Receiving such weak signals from outer space at very high frequencies requires as low as possible temperatures in the receiver, so that the signals do not simply disappear in the thermal noise generated. This coupled with the temperature sensitivity of the mixers (detectors) cooled down by liquid helium, used for detection work means that the monitoring and control of temperature and pressure are critical to ensuring the receiver’s functionality.
In addition, two 8-port RS232 Ethernet to serial devices from Brainboxes are being used in the CHAMP+ receiver. After a decade of service, the CHAMP+ receiver recently underwent a complete refurbishment of the control system, swapping from a Unix based PC to Microsoft Windows 7 with NI LabView software and an internal Ethernet backbone. “The devices from Brainboxes were the natural choice in this case as almost all the components in the system feature a Serial interface,” adds Mirek Ciechanowicz.
In the CHAMP+ receiver, the interfaced devices include RF Signal Synthesisers, optical moving parts, a Rotation encoder and cooling machine plus temperature and vacuum monitoring units.

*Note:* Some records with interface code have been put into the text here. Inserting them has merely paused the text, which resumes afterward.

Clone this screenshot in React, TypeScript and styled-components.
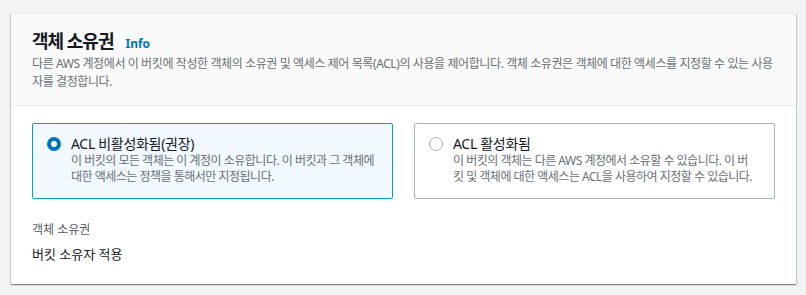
import React from "react";
import styled, { createGlobalStyle } from "styled-components";

const Global = createGlobalStyle`
  html, body { margin: 0; padding: 0; background: #f2f3f3; }
  body { font-family: "Noto Sans", "Noto Sans CJK KR", sans-serif; color: #16191f; }
`;

const Page = styled.div`
  padding: 13px 10px 11px 11px;
`;

const Card = styled.section`
  background: #ffffff;
  box-shadow: 0 1px 1px 0 rgba(0, 28, 36, 0.3), 1px 1px 1px 0 rgba(0, 28, 36, 0.15),
    -1px 1px 1px 0 rgba(0, 28, 36, 0.15);
  border-top: 1px solid #eaeded;
`;

const Header = styled.header`
  background: #fafafa;
  border-bottom: 1px solid #eaeded;
  padding: 14px 21px 14px 21px;
`;

const TitleRow = styled.div`
  display: flex;
  align-items: baseline;
  gap: 12px;
`;

const Title = styled.h2`
  margin: 0;
  font-size: 18px;
  line-height: 26px;
  font-weight: 700;
  letter-spacing: -1px;
  color: #16191f;
`;

const InfoLink = styled.a`
  font-size: 12px;
  font-weight: 700;
  color: #0073bb;
  text-decoration: none;
`;

const HeaderDesc = styled.p`
  margin: 1px 0 0 0;
  font-size: 12px;
  line-height: 18px;
  letter-spacing: -0.4px;
  color: #687078;
`;

const Body = styled.div`
  padding: 17px 21px 20px 21px;
`;

const Options = styled.div`
  display: grid;
  grid-template-columns: 1fr 1fr;
  gap: 21px;
`;

const Option = styled.label<{ $selected?: boolean }>`
  display: flex;
  gap: 10px;
  border: 1px solid ${(p) => (p.$selected ? "#00a1c9" : "#aab7b8")};
  background: ${(p) => (p.$selected ? "#f1f8fe" : "#ffffff")};
  border-radius: 2px;
  padding: 11px 16px 13px 14px;
  cursor: pointer;
`;

const Radio = styled.span<{ $selected?: boolean }>`
  flex: none;
  box-sizing: border-box;
  width: 14px;
  height: 14px;
  margin-top: 2px;
  border-radius: 50%;
  background: #ffffff;
  border: ${(p) => (p.$selected ? "4px solid #0073bb" : "1px solid #aab7b8")};
`;

const OptionText = styled.div`
  display: flex;
  flex-direction: column;
`;

const OptionLabel = styled.span`
  font-size: 14px;
  line-height: 18px;
  letter-spacing: -0.3px;
  color: #16191f;
`;

const OptionDesc = styled.span`
  font-size: 12px;
  line-height: 16px;
  letter-spacing: -0.5px;
  color: #687078;
`;

const Field = styled.div`
  margin-top: 22px;
  display: flex;
  flex-direction: column;
  gap: 5px;
`;

const FieldLabel = styled.span`
  font-size: 12px;
  line-height: 18px;
  color: #545b64;
`;

const FieldValue = styled.span`
  font-size: 13px;
  line-height: 20px;
  color: #16191f;
`;

export default function App() {
  return (
    <>
      <Global />
      <Page>
        <Card>
          <Header>
            <TitleRow>
              <Title>객체 소유권</Title>
              <InfoLink href="#">Info</InfoLink>
            </TitleRow>
            <HeaderDesc>
              다른 AWS 계정에서 이 버킷에 작성한 객체의 소유권 및 액세스 제어 목록(ACL)의 사용을 제어합니다. 객체 소유권은
              객체에 대한 액세스를 지정할 수 있는 사용자를 결정합니다.
            </HeaderDesc>
          </Header>
          <Body>
            <Options>
              <Option $selected>
                <Radio $selected />
                <OptionText>
                  <OptionLabel>ACL 비활성화됨(권장)</OptionLabel>
                  <OptionDesc>
                    이 버킷의 모든 객체는 이 계정이 소유합니다. 이 버킷과 그 객체에 대한 액세스는 정책을 통해서만
                    지정됩니다.
                  </OptionDesc>
                </OptionText>
              </Option>
              <Option>
                <Radio />
                <OptionText>
                  <OptionLabel>ACL 활성화됨</OptionLabel>
                  <OptionDesc>
                    이 버킷의 객체는 다른 AWS 계정에서 소유할 수 있습니다. 이 버킷 및 객체에 대한 액세스는 ACL을
                    사용하여 지정할 수 있습니다.
                  </OptionDesc>
                </OptionText>
              </Option>
            </Options>
            <Field>
              <FieldLabel>객체 소유권</FieldLabel>
              <FieldValue>버킷 소유자 적용</FieldValue>
            </Field>
          </Body>
        </Card>
      </Page>
    </>
  );
}
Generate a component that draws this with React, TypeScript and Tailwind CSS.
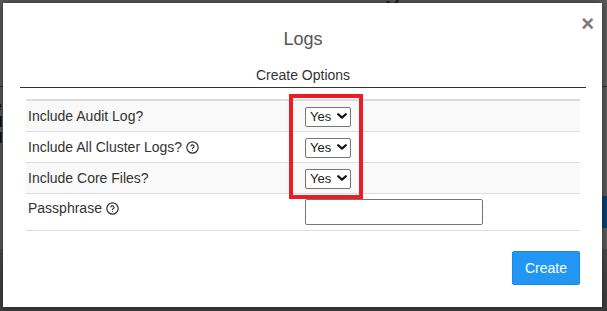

For Windows, Brainboxes’ in-house designed 32 bit and 64 bit drivers provide local COM ports, retaining existing software applications and enabling users to connect remote devices to a network just as if they were attached locally. Serial Port Tunneling, which is individually configurable allows, serial cable replacement over any distance, without the need for software. Devices can be accessed via TCP/IP sockets from any networked device such as an Android tablet, PC or mobile phone.
APEX is always looking to add and upgrade its solutions. Recently ArTEMIS, a wide-field submillimetre-wavelength camera, was installed. The camera has already delivered detail images of the Cat’s Paw Nebula, located about 5,500 light-years from earth. As APEX continues to innovate technology to create more detailed maps of the sky, its technology team are all too aware that staying connected is paramount and reliability is key, right down to the smallest devices on its network.